A companhia apresenta em "Carmen" uma leitura contemporânea e rigorosa da linguagem flamenca, sem perder o vínculo à sua matriz tradicional. O espetáculo constrói-se sobre um diálogo entre corpo, "compás" e narrativa, onde cada "palo" - do "tiento" grave ao tango luminoso - revela uma faceta distinta da protagonista.
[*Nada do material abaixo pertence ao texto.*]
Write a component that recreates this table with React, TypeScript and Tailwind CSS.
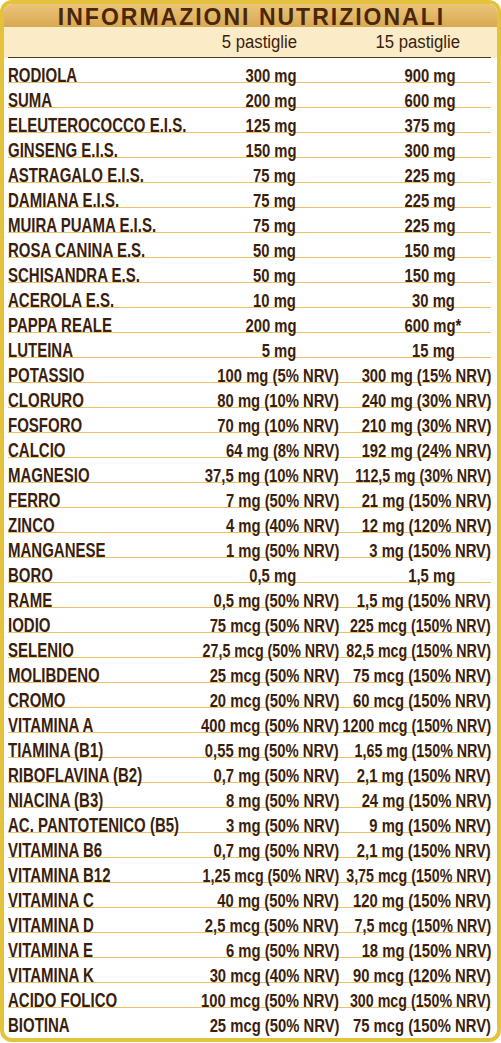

A abertura faz-se num "martinete" seco, que introduz a tensão entre liberdade e destino. O corpo de baile surge como massa viva, em linhas diagonais e ritmo contido, num desenho que sugere a prisão interior da personagem. A partir daí, a progressão rítmica é pensada com inteligência musical: a "farruca" de Escamillo contrasta com as alegrias que anunciam Carmen como força vital. Essa alternância de energia e contenção cria um discurso dramático que substitui o texto por movimento.
A direção coreográfica de David Gutiérrez evidencia profundo conhecimento dos códigos flamencos. O trabalho de pés é preciso, sem ostentação; o uso das mãos, contido, quase escultórico. O corpo de baile atua como coro trágico: nunca decorativo, sempre narrativo, sustentando o sentido emocional de cada quadro.
Musicalmente, a partitura revisita Bizet com ousadia, incorporando guitarra flamenca, "cajón" e cante em tempo real. O diálogo entre o violino e o toque de "soleá" cria um espaço sonoro que amplia o drama, e os momentos de silêncio - tão caros ao flamenco mais puro - são usados como instrumento expressivo.